Clay and marble were usually quarried rather than mined. (That is, they just dug the entire top of the site off and then dug a pit down into the material.)
Coal mining is a good example of underground digging with a mostly horizontal orebody. Google "longwall mining" to get some diagrams on one way that works.
Also the Wikipedia article on underground mining is pretty good and has several diagrams of different techniques and mine features.
Well actually one of the links here (probably my one about roman mining) mentioned clay mining. The galleries were smaller so miners had to lay on their backs to dig.
Longwall mining gave some better results but I'm going to need awhile to sort through the terminology.
I got some historical date with how Chinese ancient mine working which can date back to 12th century B.C. But it will be a lot of work to translate them. I will make a short brief with one of them. A famous one is Aeruginous Mountain ancient copper mine at Daye County, Hubei Province. It's a deep mine into the mountain, and it's not just produce copper, but iron, cobalt, gold and silver.

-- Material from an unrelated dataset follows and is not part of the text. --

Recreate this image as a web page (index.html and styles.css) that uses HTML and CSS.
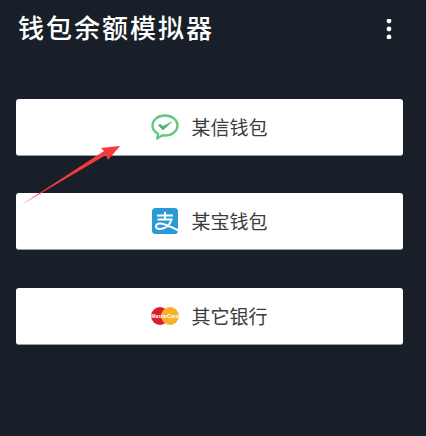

They used shaft, level shaft(gallery), blind shaft, and inclined shaft. It also used a kind of tool to determine what rich the mineral is at that point. (washing/flowing the ore down with water to check). And using premade wooden structure to support the shaft/drift. (60cm x 60cm to 110cm or 130cm). And using pulley to lift the raw ore. And there are some blind shaft was used to collect the excessive underground water or rains. And dumping shaft to fill the useless rocks/leftover. There are theories that it either dig from the side of the hill and then dig down, or dig down then branched out with levels of galleries.
And when the ore is transferred to the surface, it will be melt right away into ingot or processed minerals before transporting else where.
http://203.68.243.199/cpedia/Content.asp?ID=69486
What is a blind shaft? All my searches just turn up some movie.
Well, due to geology training i can map out veins for minerals, most of the damn work was blasting and knocking on the walls to hear any echoing in the walls.
so what do you need?
Well I haven't actually seen any explicit description of how a gallery runs through veins. If there is evidence of several veins of desired material do you send out shafts after each one? Mine one out then start a shaft at whatever point is close to the next? Send out numerous shafts in parallel? Judging by longwall mining people don't ever quite do a grid but if I interpreted the pictures correctly they like to make two galleries next to each other (one way traffic?) with periodic access punched between them.
It seems at least that they never mined completely blind but aside from retreat mining how do you get at material that's past the walls of the gallery? I assume that making them too wide risks a collapse and obviously there are at least some materials distributed in a way that's wider than you would want to make the gallery.
Heh...I had to look up "Aeruginous"...never knew that was a word. I'm assuming that's Tonglushan? Better translation might be "Green Copper Mountain" (it's referring to verdigris, the greenish patina that forms on copper. Think Statue of Liberty.)
To be honest, prior to the industrial age and the steam engine, mines just weren't very extensive. It took a tremendous amount of man-hours to cut into a mountain, and the technology and engineering hadn't developed to allow bracing of tunnels that went very deep (either horizontally or vertically). Most mines were enlarged natural caves, or were relatively shallow by modern methods. You have to remember that this was an age before geology as a science or ground-penetrating radar or any of that sort of thing. If there was a mine, it was because somebody could tell from the surface that there was something work digging out. Which meant at least part of the vein was shallow or even exposed. And often it was more effective to strip mine/quarry it out rather than messing about with tunnels.
That's part of why I don't want to base my perception of old mines on things like the wikipedia articles about coal mining.
So like one shaft and one or two galleries going off of it about as far as you could expect a line of dudes to hand off buckets of water, whether or not water was actually an issue in that particular mine? I read that a few went on for a kilometer or more but I don't know if that's just one gallery now why they wouldn't branch it or if there are particular distances they'd want to keep between galleries in less sturdy rock.
The article about Medieval mining says that around 1200 or so a lot of the shallow mines dried up so they started putting more effort into getting below the water table and such. Were these mines more extensive at all or just kind of the same thing but into areas with difficult water and circulation conditions?